L’écriture est elle aussi franchement en dessous de ce à quoi l’on s’attendait, car si cette histoire d’esprits qui protègent la nature est plutôt bien vue et amenée, elle est plombée par des dialogues et des acteurs à la ramasse. En témoignent des personnages très caricaturaux d’un mauvais goût certain qui auraient leur place dans les plus mauvais films de genre. On frôle souvent le fou rire alors que le but recherché est tout autre.
Night Book est donc un film interactif à l’interactivité réduite au minimum, au postulat intéressant, mais à l’exécution tenant malheureusement plus du nanar fauché que du petit film horrifique indépendant qui casse la baraque sans que l’on s’y attende, plus proche de Night Trap que de The Bunker en résumé. Dommage, il n’aura pas su nous convaincre et on est d’autant plus peiné que les intentions sont là.
Night Book aurait pu être une petite perle du huis clos horrifique. Aurait pu, oui, car la déception est à la hauteur des attentes que l’on avait placées en lui. Ce film interactif est à l’image de bon nombre de ceux que Wales Interactive nous propose habituellement, sauf qu’ici, la mayonnaise ne prend pas, la faute à une mise en scène trop molle pour être efficace, un jeu d’acteur pas toujours inspiré, une écriture assez bâclée, et ce malgré une intrigue intéressante.
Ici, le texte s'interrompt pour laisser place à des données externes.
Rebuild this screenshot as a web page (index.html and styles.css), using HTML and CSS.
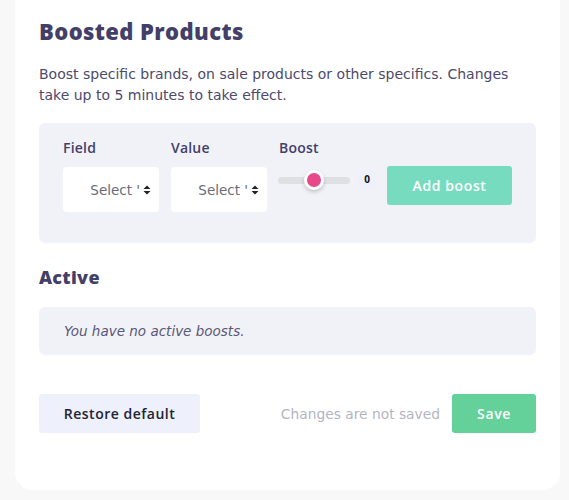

Finalement, on a plus baillé que sursauté, rigolé que crié, et nous en ressortons avec l’impression d’avoir perdu notre temps. Pourtant, l’idée du huis clos angoissant en pseudo found footage est bonne, mais le gameplay se montre bien trop minimaliste pour que l’on s’implique un tant soit peu. Alors oui, on parle là d’un film interactif, mais le souci, c’est qu’en nous plaçant du point de vue d’un écran de PC, il aurait été judicieux de nous laisser la main parfois sur ce que l’on peut voir et quand, car là, c’est d’un ennui à en faire bâiller les morts.